The wonderful thing about this whole exercise in crass stupidity is that it was created by Pepsi's in-house content studio. According to Digiday, Pepsi "hopes (it) will let marketers, not agencies, sit in the creative driver’s seat." Yeah, that's the ticket. Let the waiters do the cooking!

How completely insanely clueless do you have to be to create a "protest march" in which everyone is beautiful, everyone is under 25,  and no one is angry? And someone is holding a sign saying "Join the conversation." Really? Join the fucking conversation?

Since I wrote this post it has been announced that Pepsi has pulled this "global" monstrosity.

You may now feel free to un-join the conversation.

April 04, 2017

Smart Phones Not Killing TV


"A new study of media and attention by Nielsen Co. confirms what has now become conventional wisdom: Smartphones are winning and traditional television is losing..." Fortune, 2015
Not exactly.

Nielsen's Total Audience Report for the 4th quarter of 2016 just arrived and it has some interesting stuff in it. First have a  look at this chart.

A quick glance shows that the quickly expanding amount of time we are spending with our smart phones (light orange) does not seem to be impacting the amount of time we are spending with broadcast media.

While time spent with Smart Phones has more than doubled in 2 years, time spent with TV, DVR's and Radio is remarkably stable. (You'd never know it if you read horseshit like this 2 years ago.)

Observation tells us that a lot of time spent on cell phones is done during commutes, in restaurants, or standing around waiting for the fat guy to finish up in the men's room. It is not replacing other media occasions, it is inventing new ones.

Smart phones seem to be a last choice for viewing video. Here's a chart I put together from Nielsen's figures illustrating how people watched video last quarter.

The type of viewing that has been growing most quickly, and is probably responsible for the small decline in live TV viewing, is the use of "multi-media" devices such as Roku, TiVo, and Apple TV.  Time spent with these devices has more than doubled in two years, but according to Nielsen's numbers, still constitute only about 5% of video viewing.

Viewing of live TV still dwarfs all other types of video consumption combined.

April 03, 2017

Opening Day, 2017


Today is Opening Day for most of the baseball world. Here is my customary Opening Day post.

The world is a complete fucking mess. Somewhere, an asteroid is heading toward Earth. Web pornography is warping the minds of our children. Grown men and women are relentlessly tweeting each other. Yes, my friend, the end is near.

But who gives a damn?

It's Opening Day. I'm going to have a hot dog and a beer. I'm going to sit in the sunshine till the back of my neck is red and raw and my ass stings like a shot of tequila on a bad patch of strep throat.

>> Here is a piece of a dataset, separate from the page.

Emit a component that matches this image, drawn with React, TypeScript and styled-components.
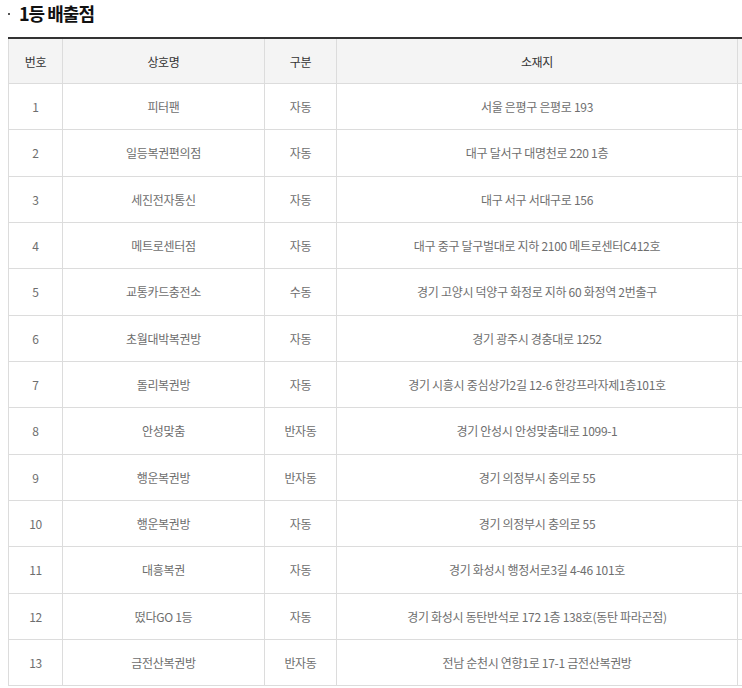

What the hell, I'm having two hot dogs.

Once a year, every aspect of life should have an Opening Day. Every business should have one. Every friendship should have one. Every family should have one.

A day when everything starts over. When all of last year's successes and failures go into the record book, no longer a matter of life and death, just a matter of history. A day when the slate is clean and the possibilities are unlimited. A day when you call in sick-and-tired; when you leave the iPhone in the glove compartment; when you go somewhere where the grass is perfect and the people are unaccountably cheerful.

It's Opening Day. Let's play some ball.